Different performance parameters may be further optimized in future work. For example, our analysis uses \(\Theta (\log n)\) samples per round, and it would be interesting to see whether the problem can be solved in poly-logarithmic time w.h.p, by using only a constant number of samples per round. Also, we do not exclude the possibility that a tighter analysis of Algorithm FET would reduce our bound on the running time. In addition, our framework assumes the presence of a single source agent, but as mentioned, it can also allow for a constant number of sources, as long as it is guaranteed that all sources agree on the correct opinion. No attempt has been made to consider a larger regime of sources (beyond a constant), although we believe that such a framework is also manageable.

In Sect. 7 we study the case of multiple opinions. We showed how to handle this case assuming that the agents agree on the ordering of the opinions. As mentioned, the case when there is a possible conflict in the ordering of the opinions remains for future work.

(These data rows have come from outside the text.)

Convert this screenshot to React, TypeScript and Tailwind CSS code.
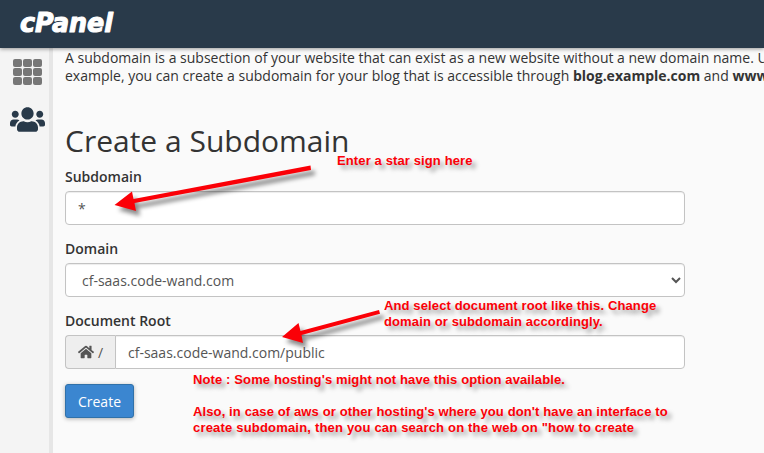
import { FaHome, FaUsers } from "react-icons/fa";

const field =
  "block h-[34px] w-full rounded-[4px] border border-[#c3c3c3] bg-white px-3 text-[14px] text-[#555] shadow-[inset_0_1px_1px_rgba(0,0,0,0.075)] outline-none";
const label = "mb-[5px] block h-[18px] text-[14px] font-semibold leading-[18px] text-[#333]";
const note =
  "absolute whitespace-pre font-['Liberation_Sans',Arial,sans-serif] text-[13px] tracking-[0.12px] font-bold leading-4 text-[#fb0007] [text-shadow:4px_4px_4px_rgba(0,0,0,0.35)]";

function Header() {
  return (
    <header className="relative z-10 flex h-12 items-center bg-[#293a4a] pl-5 shadow-[0_1px_4px_rgba(0,0,0,0.4)]">
      <svg width="104" height="32" viewBox="0 0 104 32" className="-mt-[3px] overflow-visible" role="img" aria-label="cPanel">
        <text
          x="0"
          y="25"
          fill="white"
          stroke="white"
          strokeWidth="1.1"
          strokeLinejoin="round"
          textLength="93"
          lengthAdjust="spacingAndGlyphs"
          fontFamily="'DejaVu Sans', sans-serif"
          fontSize="26"
          fontWeight="700"
          fontStyle="italic"
        >
          cPanel
        </text>
      </svg>
    </header>
  );
}

function Sidebar() {
  return (
    <nav className="w-[53px] shrink-0 border-r-4 border-[#e6e6e6] bg-[#f4f4f4] pl-[10px] pt-[11px]">
      <div className="ml-[3px] grid w-[29px] grid-cols-3 gap-px">
        {Array.from({ length: 9 }, (_, i) => (
          <span key={i} className="h-2 w-[9px] rounded-[2px] bg-[#777]" />
        ))}
      </div>
      <FaUsers size={35} className="mt-[17px] text-[#293a4a]" />
    </nav>
  );
}

function Annotations() {
  return (
    <div className="pointer-events-none absolute inset-0 z-20">
      <svg
        width="764"
        height="453"
        className="absolute inset-0 drop-shadow-[4px_5px_2px_rgba(0,0,0,0.45)]"
        fill="#fb0007"
      >
        <path d="M114.500 205L132 191.500L133.500 199L310.500 165.500L311 170L134.500 203L136 211Z" />
        <path d="M282 337L298.500 323L300.500 331L379 310L380 313.800L301.500 335L303 343Z" />
      </svg>
      <p className={`${note} left-[337px] top-[153px]`}>Enter a star sign here</p>
      <p className={`${note} left-[384px] top-[298px]`}>
        {"And select document root like this. Change\ndomain or subdomain accordingly."}
      </p>
      <p className={`${note} left-[193px] top-[372px]`}>
        {
          "Note : Some hosting's might not have this option available.\n\nAlso, in case of aws or other hosting's where you don't have an interface to\n"
        }
        <span className="tracking-[0.19px]">{'create subdomain, then you can search on the web on "how to create'}</span>
      </p>
    </div>
  );
}

export default function App() {
  return (
    <div className="relative flex h-[453px] w-[764px] flex-col overflow-hidden bg-[#fafafa] font-['Open_Sans',sans-serif] text-[14px] text-[#333]">
      <Header />
      <div className="flex min-h-0 flex-1">
        <Sidebar />
        <main className="min-w-0 flex-1 pl-3 pt-px">
          <p className="whitespace-pre text-[14px] leading-[18px]">
            A subdomain is a subsection of your website that can exist as a new website without a new domain name. Use
            {"\n"}example, you can create a subdomain for your blog that is accessible through <b>blog.example.com</b> and{" "}
            <b>www.example.com</b>
          </p>
          <h1 className="mt-[37px] h-[46px] whitespace-nowrap text-[30px] leading-[38px]">Create a Subdomain</h1>
          <form className="w-[620px]" onSubmit={(e) => e.preventDefault()}>
            <label className={label}>Subdomain</label>
            <input className={field} defaultValue="*" />
            <label className={`${label} mt-[15px]`}>Domain</label>
            <select className={field}>
              <option>cf-saas.code-wand.com</option>
            </select>
            <label className={`${label} mt-[15px]`}>Document Root</label>
            <div className="flex">
              <span className="flex h-[34px] w-[50px] shrink-0 items-center justify-center gap-1 rounded-l-[4px] border border-r-0 border-[#c3c3c3] bg-[#eee] text-[#555]">
                <FaHome size={16} />/
              </span>
              <input className={`${field} rounded-l-none`} defaultValue="cf-saas.code-wand.com/public" />
            </div>
            <button className="mt-[15px] h-[34px] w-[69px] rounded-[3px] border border-[#3071a9] bg-[#3b86d0] text-[14px] text-white shadow-[0_1px_4px_rgba(0,0,0,0.3)]">
              Create
            </button>
          </form>
        </main>
      </div>
      <Annotations />
    </div>
  );
}
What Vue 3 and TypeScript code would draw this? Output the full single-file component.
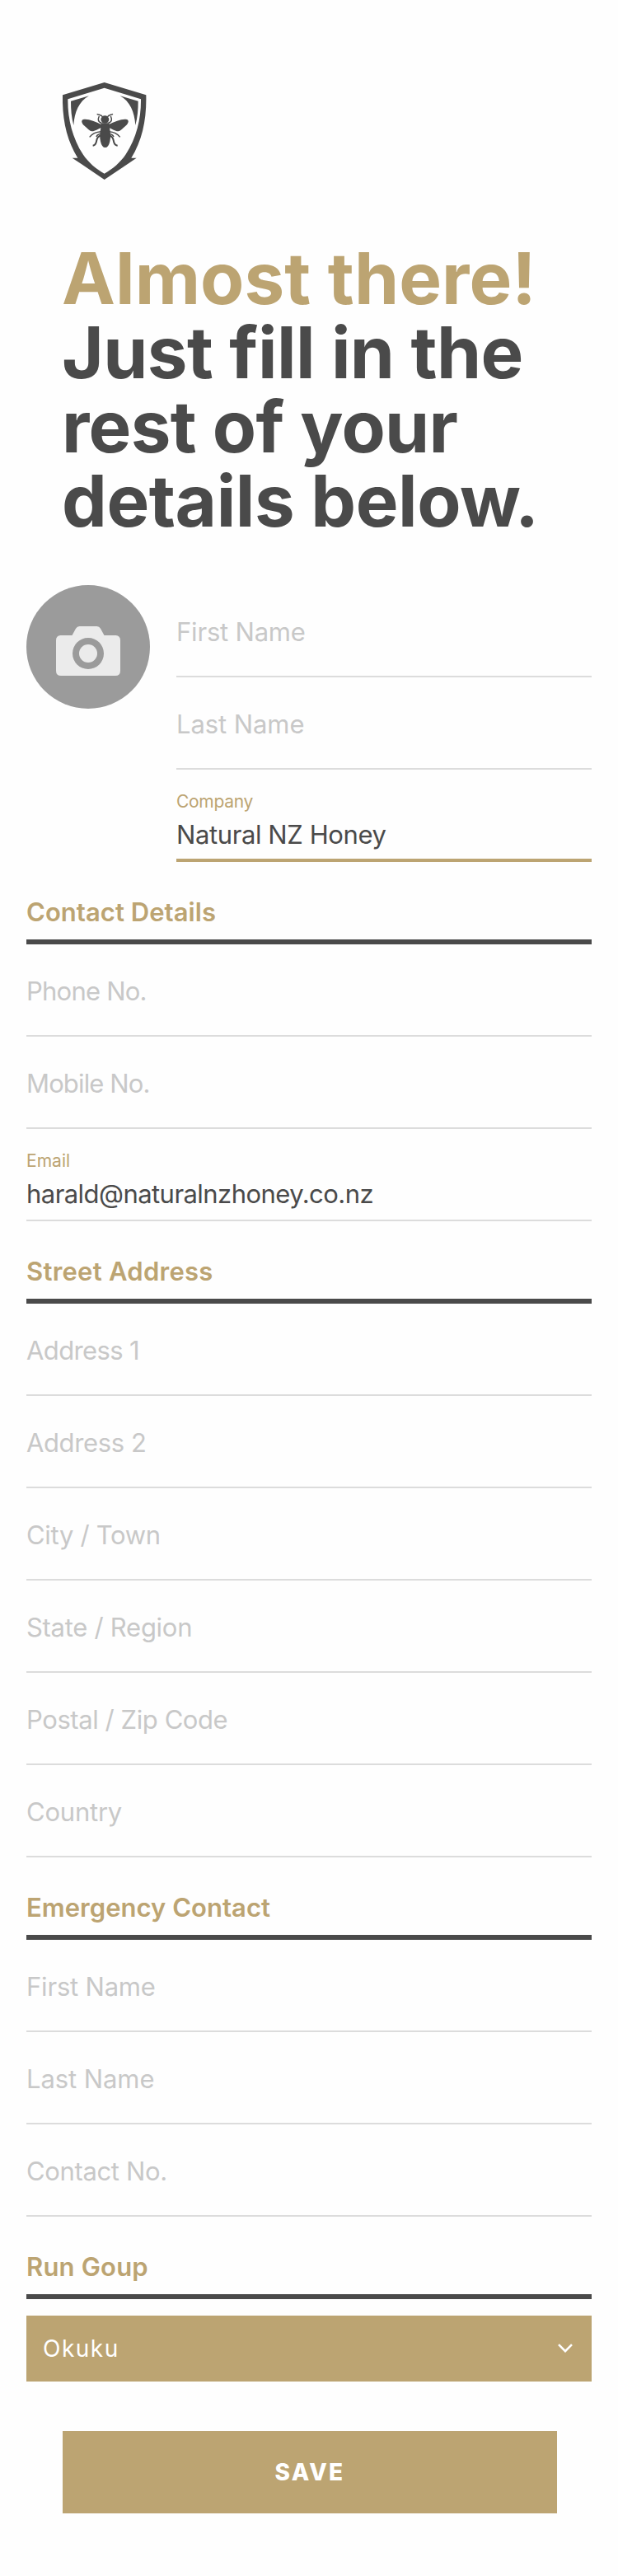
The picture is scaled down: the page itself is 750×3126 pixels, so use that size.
<script setup lang="ts">
interface Field {
  label: string
  tracking: number
  value?: string
  valueTracking?: number
  active?: boolean
}

interface Section {
  title: string
  tracking: number
  fields: Field[]
}

const headline = [
  { text: 'Almost there!', tracking: 0.05, accent: true },
  { text: 'Just fill in the', tracking: -0.6, accent: false },
  { text: 'rest of your', tracking: -0.7, accent: false },
  { text: 'details below.', tracking: -0.45, accent: false },
]

const profile: Field[] = [
  { label: 'First Name', tracking: -0.2 },
  { label: 'Last Name', tracking: -0.08 },
  { label: 'Company', tracking: -0.3, value: 'Natural NZ Honey', valueTracking: -0.4, active: true },
]

const sections: Section[] = [
  {
    title: 'Contact Details',
    tracking: 0.05,
    fields: [
      { label: 'Phone No.', tracking: -0.78 },
      { label: 'Mobile No.', tracking: -0.86 },
      { label: 'Email', tracking: 0.05, value: 'harald@naturalnzhoney.co.nz', valueTracking: -0.55 },
    ],
  },
  {
    title: 'Street Address',
    tracking: 0.26,
    fields: [
      { label: 'Address 1', tracking: -0.62 },
      { label: 'Address 2', tracking: -0.38 },
      { label: 'City / Town', tracking: -0.32 },
      { label: 'State / Region', tracking: -0.28 },
      { label: 'Postal / Zip Code', tracking: -0.42 },
      { label: 'Country', tracking: -0.22 },
    ],
  },
  {
    title: 'Emergency Contact',
    tracking: 0.03,
    fields: [
      { label: 'First Name', tracking: -0.2 },
      { label: 'Last Name', tracking: -0.08 },
      { label: 'Contact No.', tracking: -0.36 },
    ],
  },
  { title: 'Run Goup', tracking: 0.18, fields: [] },
]

const spacing = (px = 0) => ({ letterSpacing: `${px}px` })
</script>

<template>
  <main class="page">
    <header class="intro">
      <svg class="logo" viewBox="48 30 306 354" aria-hidden="true">
        <path
          class="ink"
          fill-rule="evenodd"
          d="M200 30 L352 76 C354 165 338 240 298 305 H317 L286 326 L200 384 L115 326 L83 305 H103 C63 240 46 165 48 76 Z
             M200 50 L67 91 C66 160 83 232 122 292 C142 322 170 346 200 362 C230 346 258 322 278 292 C318 232 334 160 333 91 Z"
        />
        <path class="ink" d="M78 98 L144 79 C108 99 91 137 88 186 C80 157 78 128 78 98 Z" />
        <path class="ink" d="M323 98 L257 79 C293 99 310 137 313 186 C321 157 323 128 323 98 Z" />
        <g class="line">
          <path d="M194 156 C190 149 182 149 173 145 M211 156 C215 149 223 149 231 145" />
          <path d="M190 178 C176 174 176 164 181 153 M214 178 C228 174 228 164 223 153" />
          <path d="M188 209 C172 210 156 216 146 229 M217 209 C233 210 247 216 257 229" />
          <path d="M190 217 C178 218 173 221 171 228" />
          <path d="M215 217 C227 218 231 221 234 228" />
        </g>
        <g class="leg">
          <path d="M186 224 C170 226 174 241 169 251 Q166 259 158 260" />
          <path d="M219 224 C235 226 231 241 236 251 Q239 259 248 260" />
        </g>
        <ellipse class="ink" cx="202" cy="165" rx="15" ry="14" />
        <path class="ink" d="M188 178 H217 Q220 187 219 196 C222 210 224 230 220 245 Q215 267 203 267 Q191 267 186 245 C182 230 184 210 187 196 Q186 187 188 178 Z" />
        <path class="ink" d="M190 184 C165 171 139 161 123 165 C113 169 119 180 126 187 C140 200 147 207 154 208 C165 209 175 199 190 195 Z" />
        <path class="ink" d="M215 184 C240 171 266 161 282 165 C292 169 286 180 279 187 C265 200 258 207 251 208 C240 209 230 199 215 195 Z" />
      </svg>
      <h1 class="headline">
        <span
          v-for="line in headline"
          :key="line.text"
          class="headline-line"
          :class="{ accent: line.accent }"
          :style="spacing(line.tracking)"
        >{{ line.text }}</span>
      </h1>
    </header>

    <section class="profile">
      <button class="avatar" type="button" aria-label="Add photo">
        <svg class="camera" viewBox="0 0 78 60" aria-hidden="true">
          <path
            fill-rule="evenodd"
            d="M5.5 11 H19.5 L24 2.8 Q25.6 0 28.5 0 H49.5 Q52.5 0 54 2.8 L58.500 11 H72.5 Q78 11.5 78 17 V54 Q78 60 72 60 H6 Q0 60 0 54 V17 Q0 11.5 5.5 11 Z
               M39 14 A19 19 0 1 0 39 52 A19 19 0 1 0 39 14 Z"
          />
          <circle cx="39" cy="33" r="11" />
        </svg>
      </button>
      <div class="fields">
        <div v-for="f in profile" :key="f.label" class="field" :class="{ filled: f.value, active: f.active }">
          <span class="label" :style="spacing(f.tracking)">{{ f.label }}</span>
          <span v-if="f.value" class="value" :style="spacing(f.valueTracking)">{{ f.value }}</span>
        </div>
      </div>
    </section>

    <section v-for="s in sections" :key="s.title" class="section">
      <h2 class="section-title" :style="spacing(s.tracking)">{{ s.title }}</h2>
      <div v-for="f in s.fields" :key="f.label" class="field" :class="{ filled: f.value }">
        <span class="label" :style="spacing(f.tracking)">{{ f.label }}</span>
        <span v-if="f.value" class="value" :style="spacing(f.valueTracking)">{{ f.value }}</span>
      </div>
    </section>

    <button class="select" type="button">
      <span>Okuku</span>
      <svg class="chevron" viewBox="0 0 18 11" aria-hidden="true">
        <path d="M1 1.2 L9 9.2 L17 1.2" />
      </svg>
    </button>

    <button class="save" type="button">SAVE</button>
  </main>
</template>

<style>
body {
  background: #fefefe;
}
</style>

<style scoped>
.page {
  display: flex;
  flex-direction: column;
  box-sizing: border-box;
  width: 750px;
  height: 3126px;
  padding: 100px 32px 0;
  background: #fefefe;
  color: #4a4a4a;
  font-family: Inter, "Liberation Sans", sans-serif;
}
.intro {
  height: 610px;
  padding-left: 43px;
}
.logo {
  display: block;
  width: 102px;
  height: 118px;
  margin-left: 1px;
}
.ink {
  fill: #4a4a4a;
}
.line {
  fill: none;
  stroke: #4a4a4a;
  stroke-width: 4.5;
}
.leg {
  fill: none;
  stroke: #4a4a4a;
  stroke-width: 6;
}
.headline {
  margin: 75px 0 0;
  font-size: 87px;
  line-height: 90px;
  font-weight: 700;
}
.headline-line {
  display: block;
  white-space: nowrap;
}
.accent {
  color: #bca472;
}
.profile {
  display: flex;
  gap: 32px;
}
.fields {
  flex: 1;
}
.avatar {
  display: flex;
  justify-content: center;
  box-sizing: border-box;
  width: 150px;
  height: 150px;
  padding: 50px 0 0;
  border: 0;
  border-radius: 50%;
  background: #9b9b9b;
}
.camera {
  width: 78px;
  height: 60px;
  fill: #ebebeb;
}
.field {
  box-sizing: border-box;
  height: 112px;
  padding-top: 37px;
  border-bottom: 2px solid #dcdcdc;
}
.label,
.value {
  display: block;
  font-size: 31px;
  line-height: 40px;
  white-space: nowrap;
}
.label {
  color: #c8c8c8;
}
.filled {
  padding-top: 27px;
}
.filled .label {
  color: #bca472;
  font-size: 21px;
  line-height: 24px;
}
.value {
  margin-top: 8px;
}
.active {
  border-bottom: 4px solid #bca472;
}
.section-title {
  box-sizing: border-box;
  height: 100px;
  margin: 0;
  padding-top: 41px;
  border-bottom: 6px solid #4a4a4a;
  color: #bca472;
  font-size: 31px;
  line-height: 40px;
  font-weight: 600;
}
.select {
  display: flex;
  align-items: center;
  justify-content: space-between;
  height: 80px;
  margin-top: 20px;
  padding: 0 23px 0 20px;
  border: 0;
  background: #bca472;
  color: #fff;
  font: 400 28px/40px Inter, "Liberation Sans", sans-serif;
  letter-spacing: 1.5px;
}
.chevron {
  width: 18px;
  height: 11px;
  margin-bottom: 1px;
  fill: none;
  stroke: #fff;
  stroke-width: 2.6;
}
.save {
  height: 100px;
  margin: 60px 42px 0 44px;
  padding: 0;
  border: 0;
  background: #bca472;
  color: #fff;
  font: 800 28px/40px Inter, "Liberation Sans", sans-serif;
  letter-spacing: 2.3px;
}
</style>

Finally, as a more philosophical remark, we note that early adapting to emerging trends is a common strategy in humans, which is, in some sense, encouraged by modern economic systems. For example, investing in a successful company can yield large revenues, especially if such an investment is made before others notice its high potential. On a global scale, the collective benefits of this strategy are typically associated with economic growth. This paper shows that such a strategy can also have a collective benefit that traces back to basic aspects of collective decision-making, suggesting the possibility that it may have evolved via group-selection. With this in mind, it would be interesting to empirically check whether such a strategy exists also in other animal groups, e.g., fish schools [39] or ants [37].